The first round the world race for amateurs was, according to at least one expert, going to end in tragedies. It didn’t. We ourselves grimaced that the first non-stop multihull race round the world in 2000 was so hurriedly prepared that it was bound to come a cropper, and it went on to be a great success.

The statistical likelihood of predictions of doom resulting in failure was something I thought of last month when we featured in the magazine Jeanne Socrates, the CCA’s 2014 Blue Water Medallist. Some people in the marine industry were sure she wouldn manage to sail round the world. Since then Jeanne has done it three times, all single-handedly, and the last time without stopping. Experts, eh?

At the start of the ARC rally in November, I chatted to Mike Perham, who is working as mate for Tall Ships Adventures on a Challenge 72. Now 22, Mike was only 16 when he sailed alone across the Atlantic in a daysailer, and only 17 when he sailed alone round the world in an Open 50. Both times, the Royal Yachting Association stated that the attempts could not be condoned. Yet the teenager succeeded.

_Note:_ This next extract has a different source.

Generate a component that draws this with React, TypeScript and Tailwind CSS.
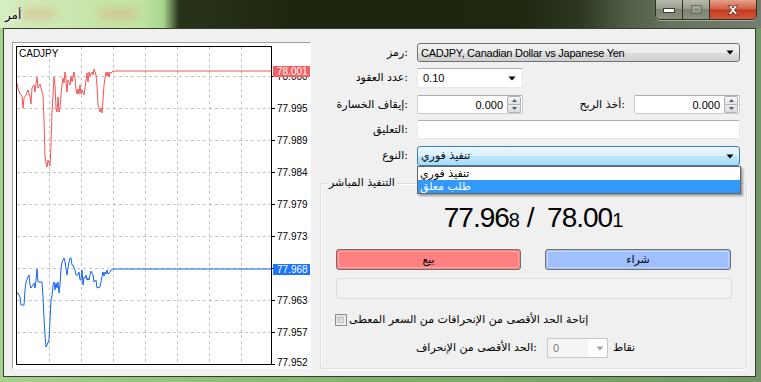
import React from 'react';

// price series, in screen coordinates (viewBox of the chart matches the page)
const RED =
  '17,83 18,88 20,94 22,96 23,108 24,98 26,95 28,90 30,97 31,104 32,88 34,85 35,92 36,84 37,77 38,88 40,84 42,92 43,95 44,120 45,156 46,163 47,167 48,160 50,166 51,145 52,112 53,95 54,77 55,85 56,108 57,112 58,97 59,112 60,108 61,95 62,85 63,78 64,83 65,72 66,80 67,92 68,80 70,85 71,76 72,82 74,72 75,78 76,90 77,94 78,89 79,94 80,85 81,94 82,90 84,95 85,88 86,80 87,73 88,82 89,72 90,76 92,72 93,75 94,69 95,72 96,75 97,85 98,105 99,108 100,112 101,108 102,113 103,100 104,85 105,78 106,72 107,76 108,72 109,77 110,72 111,73 113,71 272,71';

const BLUE =
  '17,293 18,293 20,297 21,305 24,305 25,290 26,282 28,277 29,275 30,285 31,288 33,285 34,283 35,288 36,280 37,269 38,282 40,282 42,282 43,297 44,318 45,335 46,347 47,345 49,340 50,320 51,300 52,296 53,285 54,282 55,290 56,283 57,288 58,282 59,293 60,285 61,270 62,262 64,258 65,262 67,275 68,268 69,262 70,258 71,258 72,265 73,265 75,270 76,275 78,275 79,272 80,280 81,280 82,270 83,285 84,277 85,278 86,275 87,280 88,278 89,280 90,275 91,271 93,275 94,282 96,280 97,288 100,287 101,282 102,277 103,272 104,276 105,272 106,274 107,270 108,274 110,272 111,270 113,269 272,269';

const VGRID = [49, 81, 113, 145, 177, 209, 241];
const HGRID = [76, 108, 140, 172, 204, 236, 268, 300, 332];
const SCALE: [string, number][] = [
  ['78.000', 80],
  ['77.995', 112],
  ['77.989', 144],
  ['77.984', 176],
  ['77.979', 208],
  ['77.973', 240],
  ['77.968', 272],
  ['77.963', 304],
  ['77.957', 336],
  ['77.952', 366],
];

const Arrow = ({ color = '#000' }: { color?: string }) => (
  <svg width="8" height="5" viewBox="0 0 8 5">
    <path d="M0.5 0.5h7L4 4.5z" fill={color} />
  </svg>
);

const TitleBar = () => (
  <div className="relative h-[28px] flex items-start bg-[linear-gradient(to_right,#d6edc0_0%,#c7e6aa_12%,#bfe3a0_19%,#a9d48c_21.5%,#28341a_23.5%,#1d250d_40%,#1f270f_68%,#2c3620_76%,#4f5c44_82%,#66725c_88%,#747e6c_100%)]">
    <div className="absolute left-[20px] top-[8px] w-[36px] h-[12px] rounded-full bg-[#d9b98a] opacity-60 blur-[4px]" />
    <div className="absolute left-[98px] top-[8px] w-[40px] h-[12px] rounded-full bg-[#d9b98a] opacity-60 blur-[4px]" />
    <div className="relative ml-[5px] mt-[8px] text-[12px] leading-[14px] font-['DejaVu_Sans',sans-serif] [text-shadow:0_0_4px_#fff,0_0_2px_#fff]">
      أمر
    </div>
    <div className="ml-auto mr-[4px] flex h-[20px] rounded-b-[5px] border border-t-0 border-[#2e3226] overflow-hidden shadow-[0_1px_0_rgba(255,255,255,0.4)]">
      <div className="w-[27px] flex items-center justify-center border-r border-[#2e3226] bg-[linear-gradient(#b8bcae,#979d8c_45%,#7d8572_50%,#8a917f)]">
        <svg width="12" height="6" viewBox="0 0 12 6">
          <rect x="0.5" y="1.5" width="11" height="4" fill="#fff" stroke="#3a3d34" />
        </svg>
      </div>
      <div className="w-[27px] flex items-center justify-center border-r border-[#2e3226] bg-[linear-gradient(#b8bcae,#979d8c_45%,#7d8572_50%,#8a917f)]">
        <svg width="11" height="9" viewBox="0 0 11 9">
          <rect x="0.5" y="0.5" width="10" height="8" fill="none" stroke="#6c7064" />
          <rect x="2.5" y="2.5" width="6" height="4" fill="none" stroke="#a6aa9e" />
        </svg>
      </div>
      <div className="w-[46px] flex items-center justify-center bg-[linear-gradient(#e6a08c,#d2654b_45%,#c23a1e_52%,#d4583a)]">
        <svg width="14" height="12" viewBox="0 0 14 12">
          <path d="M2 1.5h3l2 2.6 2-2.6h3l-3.5 4.5 3.5 4.5h-3l-2-2.6-2 2.6h-3l3.5-4.5z" fill="#fff" stroke="#5a2418" strokeWidth="0.8" />
        </svg>
      </div>
    </div>
  </div>
);

const ChartPanel = () => (
  <div className="ml-[8px] mt-[13px] w-[299px] h-[327px] shrink-0 border border-t-[#a0a0a0] border-l-[#a0a0a0] border-b-white border-r-white bg-white">
    <svg width="297" height="325" viewBox="13 43 297 325" className="block">
      {VGRID.map((x) => (
        <line key={'v' + x} x1={x + 0.5} y1={47} x2={x + 0.5} y2={364} stroke="#c4c4c4" strokeDasharray="3 3" />
      ))}
      {HGRID.map((y) => (
        <line key={'h' + y} x1={17} y1={y + 0.5} x2={271} y2={y + 0.5} stroke="#c4c4c4" strokeDasharray="3 3" />
      ))}
      <polyline points={RED} fill="none" stroke="#f25656" strokeWidth="1" />
      <polyline points={BLUE} fill="none" stroke="#1565f5" strokeWidth="1" />
      <rect x="16.5" y="46.5" width="255" height="318" fill="none" stroke="#000" />
      {[76, 108, 140, 172, 204, 236, 268, 300, 332, 364].map((y) => (
        <line key={'t' + y} x1={272} y1={y + 0.5} x2={275} y2={y + 0.5} stroke="#000" />
      ))}
      {SCALE.map(([t, y]) => (
        <text key={t} x={277} y={y} fontSize="10" fontFamily="Liberation Sans, Arial, sans-serif" fill="#000">
          {t}
        </text>
      ))}
      <rect x="273" y="66" width="37" height="11" fill="#f36262" />
      <text x={277} y={75} fontSize="10" fontFamily="Liberation Sans, Arial, sans-serif" fill="#fff">
        78.001
      </text>
      <rect x="273" y="264" width="37" height="11" fill="#1c74ff" />
      <text x={277} y={273} fontSize="10" fontFamily="Liberation Sans, Arial, sans-serif" fill="#fff">
        77.968
      </text>
      <text x={19} y={57} fontSize="10" fontFamily="Liberation Sans, Arial, sans-serif" fill="#000">
        CADJPY
      </text>
    </svg>
  </div>
);

// field label: text then colon, right-aligned against the field
const Label = ({ text, w }: { text: string; w: string }) => (
  <div className={`${w} shrink-0 flex justify-end leading-[14px] font-['DejaVu_Sans',sans-serif] text-[11px]`}>
    <span>{text}</span>
    <span>:</span>
  </div>
);

const Spin = () => (
  <div className="w-[106px] h-[19px] flex items-center bg-white border border-[#c9cdd2] border-t-[#abadb3] rounded-[2px]">
    <div className="flex-1 text-right pr-[4px] leading-[14px]">0.000</div>
    <div className="w-[14px] h-[17px] flex flex-col mr-[1px]">
      <div className="flex-1 flex items-center justify-center border border-[#b0b4b8] rounded-t-[2px] bg-[linear-gradient(#f6f6f6,#e4e4e4)]">
        <svg width="5" height="3" viewBox="0 0 5 3">
          <path d="M0 3h5L2.5 0z" fill="#4a5a78" />
        </svg>
      </div>
      <div className="flex-1 flex items-center justify-center border border-t-0 border-[#b0b4b8] rounded-b-[2px] bg-[linear-gradient(#ececec,#dcdcdc)]">
        <svg width="5" height="3" viewBox="0 0 5 3">
          <path d="M0 0h5L2.5 3z" fill="#4a5a78" />
        </svg>
      </div>
    </div>
  </div>
);

const OrderForm = () => (
  <div className="ml-[9px] w-[428px] pt-[14px] flex flex-col">
    {/* symbol */}
    <div className="flex items-center h-[19px]">
      <Label w="w-[88px]" text="رمز" />
      <div className="ml-[9px] w-[323px] h-[19px] flex items-center rounded-[3px] border border-[#707070] bg-[linear-gradient(#f2f2f2_0%,#ebebeb_50%,#dddddd_50%,#cfcfcf_100%)]">
        <div className="flex-1 pl-[3px] leading-[14px] tracking-[-0.25px]">CADJPY, Canadian Dollar vs Japanese Yen</div>
        <div className="mr-[5px]">
          <Arrow />
        </div>
      </div>
    </div>

    {/* volume */}
    <div className="flex items-center h-[20px] mt-[6px]">
      <Label w="w-[88px]" text="عدد العقود" />
      <div className="ml-[9px] w-[106px] h-[20px] flex items-center bg-white border border-[#e3e9ef] border-t-[#abadb3]">
        <div className="flex-1 pl-[5px] leading-[14px]">0.10</div>
        <div className="mr-[6px]">
          <Arrow />
        </div>
      </div>
    </div>

    {/* sl / tp */}
    <div className="flex items-center h-[19px] mt-[7px]">
      <Label w="w-[88px]" text="إيقاف الخسارة" />
      <div className="ml-[9px]">
        <Spin />
      </div>
      <Label w="w-[102px]" text="أخذ الربح" />
      <div className="ml-[9px]">
        <Spin />
      </div>
    </div>

    {/* comment */}
    <div className="flex items-center h-[19px] mt-[6px]">
      <Label w="w-[88px]" text="التعليق" />
      <div className="ml-[9px] w-[323px] h-[19px] bg-white border border-[#e3e9ef] border-t-[#abadb3] rounded-[2px]" />
    </div>

    {/* type */}
    <div className="flex items-center h-[20px] mt-[7px] relative z-10">
      <Label w="w-[88px]" text="النوع" />
      <div className="ml-[9px] relative">
        <div className="w-[323px] h-[20px] flex items-center rounded-[3px] border border-[#3c7fb1] bg-[linear-gradient(#eaf6fd_0%,#d9f0fc_50%,#bee6fd_50%,#a7d9f5_100%)]">
          <div className="flex-1 pl-[3px] leading-[14px] font-['DejaVu_Sans',sans-serif]">تنفيذ فوري</div>
          <div className="mr-[5px]">
            <Arrow />
          </div>
        </div>
        <div className="absolute left-0 top-[20px] w-[324px] border border-[#646464] bg-white shadow-[2px_2px_2px_rgba(0,0,0,0.35)] font-['DejaVu_Sans',sans-serif]">
          <div className="h-[13px] leading-[13px] pl-[2px]">تنفيذ فوري</div>
          <div className="h-[13px] leading-[13px] pl-[2px] bg-[#3399ff] text-white">طلب معلق</div>
        </div>
      </div>
    </div>

    {/* market execution group */}
    <div className="mt-[17px] w-[427px] h-[186px] relative rounded-[3px] border border-[#d5dfe5] shadow-[inset_1px_1px_0_#fff,1px_1px_0_#fff] flex flex-col items-center">
      <div className="absolute left-[6px] top-[-8px] px-[2px] bg-[#f0f0f0] leading-[14px] font-['DejaVu_Sans',sans-serif]">
        التنفيذ المباشر
      </div>

      <div className="mt-[18px] h-[32px] leading-[32px] text-[28px] tracking-[-1px] whitespace-pre">
        77.96<span className="text-[20px] tracking-normal">8</span> /  78.00<span className="text-[20px] tracking-normal">1</span>
      </div>

      <div className="mt-[15px] w-[395px] flex justify-between">
        <div className="w-[185px] h-[21px] rounded-[3px] border border-[#707070] p-[1px] bg-[#ff8080]">
          <div className="h-full flex items-center justify-center border border-[#ffa6a6] rounded-[2px] leading-[14px] font-['DejaVu_Sans',sans-serif]">
            بيع
          </div>
        </div>
        <div className="w-[186px] h-[21px] rounded-[3px] border border-[#707070] p-[1px] bg-[#9fbfff]">
          <div className="h-full flex items-center justify-center border border-[#c0d6ff] rounded-[2px] leading-[14px] font-['DejaVu_Sans',sans-serif]">
            شراء
          </div>
        </div>
      </div>

      <div className="mt-[8px] w-[396px] h-[21px] rounded-[3px] border border-[#d5dfe5] bg-[#f2f2f2]" />

      <div className="mt-[14px] self-start ml-[14px] flex items-center h-[13px]">
        <div className="w-[12px] h-[12px] border border-[#8e8f8f] bg-[linear-gradient(135deg,#dcdcdc,#f4f4f4)] p-[2px]">
          <div className="w-full h-full border border-[#c4c4c4] bg-[linear-gradient(135deg,#d0d0d0,#eeeeee)]" />
        </div>
        <div className="ml-[2px] leading-[14px] font-['DejaVu_Sans',sans-serif]">
          إتاحة الحد الأقصى من الإنحرافات من السعر المعطى
        </div>
      </div>

      <div className="mt-[12px] self-start flex items-center h-[20px]">
        <Label w="w-[216px]" text="الحد الأقصى من الإنحراف" />
        <div className="ml-[10px] w-[61px] h-[20px] flex items-center border border-[#c5c9cc] bg-white">
          <div className="w-[40px] h-full bg-[#f4f4f4] pl-[5px] leading-[18px] text-[#7a7a7a]">0</div>
          <div className="ml-[8px]">
            <Arrow color="#a0a0a0" />
          </div>
        </div>
        <div className="ml-[5px] leading-[14px] font-['DejaVu_Sans',sans-serif]">نقاط</div>
      </div>
    </div>
  </div>
);

export default function App() {
  return (
    <div className="w-[761px] h-[382px] flex flex-col overflow-hidden bg-[linear-gradient(to_right,#a6d08e,#7fb06e_50%,#74966a)] font-['Liberation_Sans','DejaVu_Sans',sans-serif] text-[11px] text-black">
      <TitleBar />
      <div className="ml-[3px] mr-[5px] mb-[5px] flex-1 flex border border-[#34402a] bg-[#f0f0f0]">
        <ChartPanel />
        <OrderForm />
      </div>
    </div>
  );
}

Remember Laura Dekker, the 16-year-old teenager who sailed round the world? She and her father attracted global criticism. But she, too, managed perfectly well.

Questions are often raised about professional sailing ambitions as well. Could a 75-year-old hope to be competitive in a solo ocean race? Can one man really race a giant trimaran safely across the Atlantic? In the Route du Rhum, Sir Robin Knox-Johnston and Yann Guichard (skippering the 131ft Spindrift 2, shown above) respectively proved that the answer is yes. It comes down to experience and gumption.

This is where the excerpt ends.